Like Coke and Wall's, PayPoint prefers exclusivity. It has more than 22,000 terminals accounting for 550 million transactions a year, with clients ranging from British Gas to TV Licensing. In May, the company recorded full-year revenues of £196.6m and pre-tax profits of £32.6m. In contrast, Payzone recorded half-year losses of 91m last year and was taken over by private equity in February.
Camelot in the market would have given PayPoint formidable competition. It planned to offer services through its 28,000 lottery terminal network, adding new technology to its existing terminals.
It was understood to have been in the advanced stages of finalising the technology and had planned to pilot it with independent retailers for six to eight months before rolling it out across the estate. Retailers would have had the choice of whether to offer the additional services and, unlike PayPoint, would not have been tied into an exclusive contract.
PayPoint's exclusivity agreements are a real bugbear for retailers, believes Thomson. "Coming into the industry relatively fresh, when I look at it, it doesn't seem to be in the retailers' interests," he says. "It's something we would like to change sooner rather than later. We want to let retailers select or choose both or be able to get greater coverage.
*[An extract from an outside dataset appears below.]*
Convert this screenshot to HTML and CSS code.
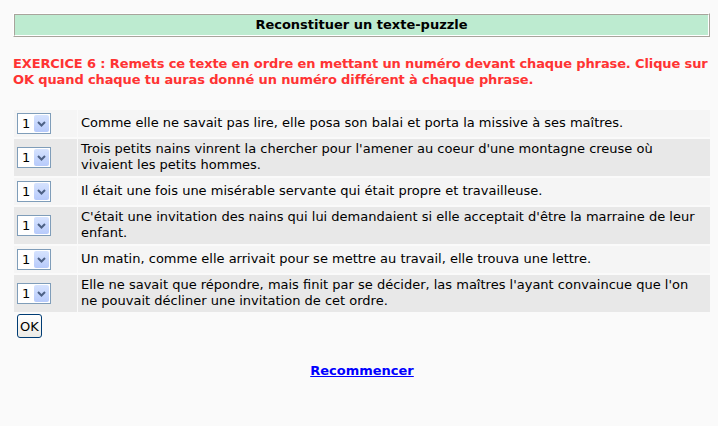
FILE: index.html
```html
<!DOCTYPE html>
<html lang="fr">
<head>
<meta charset="utf-8">
<title>Reconstituer un texte-puzzle</title>
<link rel="stylesheet" href="styles.css">
</head>
<body>
<div class="title-outer"><div class="title-cell">Reconstituer un texte-puzzle</div></div>
<p class="consigne">EXERCICE 6 : Remets ce texte en ordre en mettant un numéro devant chaque phrase. Clique sur OK quand chaque tu auras donné un numéro différent à chaque phrase.</p>
<table class="puzzle">
<tr class="light"><td class="num"><span class="sel"><span class="val">1</span><span class="btn"><svg width="9" height="6" viewBox="0 0 9 6"><path d="M1 1 L4.5 4.5 L8 1" fill="none" stroke="#4d6185" stroke-width="2"/></svg></span></span></td><td class="txt">Comme elle ne savait pas lire, elle posa son balai et porta la missive à ses maîtres.</td></tr>
<tr class="dark"><td class="num"><span class="sel"><span class="val">1</span><span class="btn"><svg width="9" height="6" viewBox="0 0 9 6"><path d="M1 1 L4.5 4.5 L8 1" fill="none" stroke="#4d6185" stroke-width="2"/></svg></span></span></td><td class="txt">Trois petits nains vinrent la chercher pour l'amener au coeur d'une montagne creuse où vivaient les petits hommes.</td></tr>
<tr class="light"><td class="num"><span class="sel"><span class="val">1</span><span class="btn"><svg width="9" height="6" viewBox="0 0 9 6"><path d="M1 1 L4.5 4.5 L8 1" fill="none" stroke="#4d6185" stroke-width="2"/></svg></span></span></td><td class="txt">Il était une fois une misérable servante qui était propre et travailleuse.</td></tr>
<tr class="dark"><td class="num"><span class="sel"><span class="val">1</span><span class="btn"><svg width="9" height="6" viewBox="0 0 9 6"><path d="M1 1 L4.5 4.5 L8 1" fill="none" stroke="#4d6185" stroke-width="2"/></svg></span></span></td><td class="txt">C'était une invitation des nains qui lui demandaient si elle acceptait d'être la marraine de leur enfant.</td></tr>
<tr class="light"><td class="num"><span class="sel"><span class="val">1</span><span class="btn"><svg width="9" height="6" viewBox="0 0 9 6"><path d="M1 1 L4.5 4.5 L8 1" fill="none" stroke="#4d6185" stroke-width="2"/></svg></span></span></td><td class="txt">Un matin, comme elle arrivait pour se mettre au travail, elle trouva une lettre.</td></tr>
<tr class="dark"><td class="num"><span class="sel"><span class="val">1</span><span class="btn"><svg width="9" height="6" viewBox="0 0 9 6"><path d="M1 1 L4.5 4.5 L8 1" fill="none" stroke="#4d6185" stroke-width="2"/></svg></span></span></td><td class="txt">Elle ne savait que répondre, mais finit par se décider, las maîtres l'ayant convaincue que l'on ne pouvait décliner une invitation de cet ordre.</td></tr>
</table>
<div class="ok-row"><button class="ok">OK</button></div>
<div class="restart"><a href="#">Recommencer</a></div>
</body>
</html>
```
FILE: styles.css
```css
html, body {
  margin: 0;
  background: #fafafa;
}
body {
  padding: 13px 4px 0 13px;
  font-family: "DejaVu Sans", Verdana, sans-serif;
  font-size: 13px;
  color: #000;
}
.title-outer {
  border: 1px solid;
  border-color: #ffffff #a8a49c #a8a49c #ffffff;
  width: 695px;
}
.title-cell {
  border: 1px solid;
  border-color: #a8a49c #ffffff #ffffff #a8a49c;
  background: #bdebd0;
  text-align: center;
  font-weight: bold;
  height: 20px;
  line-height: 20px;
}
.consigne {
  margin: 19px 0 0 0;
  color: #ff3333;
  font-weight: bold;
  font-size: 13px;
  line-height: 16px;
  letter-spacing: -0.12px;
}
.puzzle {
  border-collapse: separate;
  border-spacing: 1px 2px;
  margin: 20px 0 0 0;
  width: 698px;
}
.puzzle td {
  padding: 0;
  vertical-align: middle;
}
.light td { background: #f5f5f5; }
.dark td { background: #e8e8e8; }
.num {
  width: 60px;
  height: 27px;
  padding-left: 3px !important;
}
.txt {
  padding: 2px 3px 3px 3px !important;
  line-height: 16px;
}
.sel {
  display: flex;
  align-items: center;
  width: 32px;
  height: 19px;
  border: 1px solid #7f9db9;
  background: #fff;
  box-sizing: content-box;
}
.val {
  flex: 1;
  padding-left: 4px;
  font-size: 13px;
  line-height: 19px;
}
.btn {
  width: 15px;
  height: 17px;
  margin-right: 1px;
  border-radius: 2px;
  background: linear-gradient(#d6e3fe, #b7cafb);
  display: flex;
  align-items: center;
  justify-content: center;
}
.ok-row {
  padding: 0 0 0 4px;
}
.ok {
  font-family: "DejaVu Sans", Verdana, sans-serif;
  font-size: 13px;
  width: 25px;
  height: 24px;
  padding: 0;
  border: 1px solid #003c74;
  border-radius: 3px;
  background: linear-gradient(#ffffff, #ecebe6);
  color: #000;
}
.restart {
  width: 698px;
  text-align: center;
  margin-top: 25px;
  font-weight: bold;
}
.restart a {
  color: #0000ff;
}
```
We think it should be a more open network because sometimes a retailer would need to offer more than one type of terminal to offer a full range of services."
However, PayPoint insists its exclusivity agreements are "a small price to pay for the benefits of membership of a strong and sustainable network".
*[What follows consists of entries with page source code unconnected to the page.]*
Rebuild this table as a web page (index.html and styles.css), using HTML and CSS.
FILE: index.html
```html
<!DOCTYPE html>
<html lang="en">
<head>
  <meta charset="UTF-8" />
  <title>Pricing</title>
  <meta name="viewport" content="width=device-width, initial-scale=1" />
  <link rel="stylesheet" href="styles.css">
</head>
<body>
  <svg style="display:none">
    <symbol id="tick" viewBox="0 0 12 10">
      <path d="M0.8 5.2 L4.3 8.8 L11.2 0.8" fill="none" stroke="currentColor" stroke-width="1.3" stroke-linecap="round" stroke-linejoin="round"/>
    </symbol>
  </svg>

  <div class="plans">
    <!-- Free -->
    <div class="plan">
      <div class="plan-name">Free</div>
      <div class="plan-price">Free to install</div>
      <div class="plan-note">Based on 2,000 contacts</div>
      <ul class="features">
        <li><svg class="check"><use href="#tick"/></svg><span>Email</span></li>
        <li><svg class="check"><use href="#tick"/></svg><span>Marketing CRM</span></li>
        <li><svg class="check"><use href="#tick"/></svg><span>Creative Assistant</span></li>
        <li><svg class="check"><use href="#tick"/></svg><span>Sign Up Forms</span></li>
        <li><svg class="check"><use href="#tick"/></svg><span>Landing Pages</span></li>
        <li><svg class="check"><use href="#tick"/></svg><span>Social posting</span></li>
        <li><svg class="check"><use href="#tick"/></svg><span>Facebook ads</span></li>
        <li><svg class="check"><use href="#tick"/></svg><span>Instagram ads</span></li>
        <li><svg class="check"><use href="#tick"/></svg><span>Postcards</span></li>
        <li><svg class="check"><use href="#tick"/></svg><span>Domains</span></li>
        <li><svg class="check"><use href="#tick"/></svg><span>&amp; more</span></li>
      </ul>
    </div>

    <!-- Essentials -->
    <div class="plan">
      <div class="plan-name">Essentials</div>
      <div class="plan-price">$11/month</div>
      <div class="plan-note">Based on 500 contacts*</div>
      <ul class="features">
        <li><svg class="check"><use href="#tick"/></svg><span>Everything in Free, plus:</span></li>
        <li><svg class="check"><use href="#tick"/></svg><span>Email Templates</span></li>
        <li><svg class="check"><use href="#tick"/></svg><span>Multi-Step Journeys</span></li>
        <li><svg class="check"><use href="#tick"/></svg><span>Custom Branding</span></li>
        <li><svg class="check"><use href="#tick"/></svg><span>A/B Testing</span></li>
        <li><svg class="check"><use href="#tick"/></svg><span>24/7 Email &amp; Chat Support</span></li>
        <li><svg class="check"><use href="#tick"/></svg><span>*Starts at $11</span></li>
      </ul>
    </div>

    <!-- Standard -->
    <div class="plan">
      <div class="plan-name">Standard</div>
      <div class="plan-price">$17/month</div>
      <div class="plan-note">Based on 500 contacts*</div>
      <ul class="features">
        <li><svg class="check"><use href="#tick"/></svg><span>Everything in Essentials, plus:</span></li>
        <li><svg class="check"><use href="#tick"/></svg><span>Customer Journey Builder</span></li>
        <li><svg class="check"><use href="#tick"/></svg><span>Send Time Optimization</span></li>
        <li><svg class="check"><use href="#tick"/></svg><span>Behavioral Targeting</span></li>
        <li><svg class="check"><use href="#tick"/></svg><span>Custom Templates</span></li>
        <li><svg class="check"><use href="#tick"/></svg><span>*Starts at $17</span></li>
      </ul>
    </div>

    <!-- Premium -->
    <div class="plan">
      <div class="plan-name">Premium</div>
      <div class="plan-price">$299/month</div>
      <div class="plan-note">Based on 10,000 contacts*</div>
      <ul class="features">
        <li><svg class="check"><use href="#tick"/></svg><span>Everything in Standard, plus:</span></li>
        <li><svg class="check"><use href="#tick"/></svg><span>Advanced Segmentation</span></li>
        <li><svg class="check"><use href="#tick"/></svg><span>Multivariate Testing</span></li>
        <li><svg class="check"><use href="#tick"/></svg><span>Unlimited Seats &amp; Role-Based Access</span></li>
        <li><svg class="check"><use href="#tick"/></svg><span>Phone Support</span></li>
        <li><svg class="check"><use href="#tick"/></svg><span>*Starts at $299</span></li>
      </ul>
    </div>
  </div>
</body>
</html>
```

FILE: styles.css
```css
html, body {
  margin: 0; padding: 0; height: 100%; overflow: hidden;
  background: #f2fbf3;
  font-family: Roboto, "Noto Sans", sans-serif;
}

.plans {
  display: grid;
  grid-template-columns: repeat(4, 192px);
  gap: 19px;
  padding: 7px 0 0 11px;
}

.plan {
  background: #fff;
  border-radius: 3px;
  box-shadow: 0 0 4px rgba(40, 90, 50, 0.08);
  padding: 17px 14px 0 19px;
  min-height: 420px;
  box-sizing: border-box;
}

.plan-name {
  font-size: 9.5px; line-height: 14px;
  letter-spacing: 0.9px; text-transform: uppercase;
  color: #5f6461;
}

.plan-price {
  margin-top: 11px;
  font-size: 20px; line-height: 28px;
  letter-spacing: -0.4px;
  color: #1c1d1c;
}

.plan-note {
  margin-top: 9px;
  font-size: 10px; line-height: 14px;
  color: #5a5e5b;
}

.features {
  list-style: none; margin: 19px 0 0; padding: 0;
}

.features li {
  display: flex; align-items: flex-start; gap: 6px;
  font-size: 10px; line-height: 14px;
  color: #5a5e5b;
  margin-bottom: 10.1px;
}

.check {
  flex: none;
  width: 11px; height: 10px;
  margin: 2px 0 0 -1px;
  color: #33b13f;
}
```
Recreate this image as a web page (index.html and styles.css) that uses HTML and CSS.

"PayPoint offers retailers much more than additional footfall, incremental sales and commission payments and has never demanded any signing-on fee, rental or retainer, as would normally be expected for a complete business solution of such value," explains head of corporate affairs Peter Brooker. "We expect loyalty to avoid a fragmented offer that confuses customers and loses the brand equity on which to build customer loyalty and retention.
"We are not investing for someone else's benefit and allowing other networks to cherrypick from our schemes undermines the viability of the whole proposition. It also leads to the inefficiency of duplicate terminal costs, cluttered counters and confused customers."
Furthermore, he adds, agreements such as PayPoint's are commonplace in the convenience store sector already. "When a retailer takes on an in-store bake-off franchise, the franchisor provides the equipment on loan for free and the consumables on an exclusive basis," he says. "The franchisee is not allowed to buy its dough or sandwich fillings elsewhere because a rival supplier has them on special offer and no responsible franchisee would consider doing so.
"Not only would such action be in breach of contract with the franchisor, it would also shatter the trust of the customer, who is expecting a certain quality that the franchise brand has invested in and built up over many years. The same holds true for PayPoint."
However, critics argue that consumers aren't bothered about who the operators are. "Shoppers don't care and probably don't know whether PayPoint or Payzone has been used for their payment," says one source. "All they want to do is make their payment."
And others believe PayPoint's claim that Camelot would "exploit its monopoly position" if it entered the market smacks of hypocrisy. Camelot may have a monopoly on the lottery, and lottery companies such as BingoLotto have tried to compete and failed, but PayPoint's exclusivity has, in effect, created its own monopoly. "PayPoint saying this is a 'victory for local shops' really sticks in my throat," admits one source. "I don't know one retailer that thinks that."
The Association of Convenience Stores describes the NLC's decision as "weak", while the National Federation of Retail Newsagents said it would "restrict customer choice". The National Federation of SubPostmasters goes further, with general secretary George Thomson warning that it jeopardises the future of the post office network because PayPoint will now be able to take more services from it.
"The most imminent threat on the horizon is to the £20m a year contract for benefits cheques, currently run through post offices, which the government has put out to tender and for which PayPoint has made clear it plans to bid."
Whether retailers want a full-blown investigation by the OFT, however, remains to be seen. Many are still smarting from the OFT's decision last year to give the newspaper and magazine distribution sector a clean bill of health, following a long-running and time-consuming investigation.
Many fear that it will be impossible for another player to enter payment services in the wake of Camelot's failed bid. "It's difficult to get into this market you need millions of pounds to put a national network together," says Payzone's Thomson. "If you have one, you would want to be able to service that network."
A consultation on the NLC's provisional decision will conclude in early September. Meanwhile, Camelot has been left to "carefully consider" its options and PayPoint will be keeping its fingers crossed that it's allowed to collect on its winning ticket.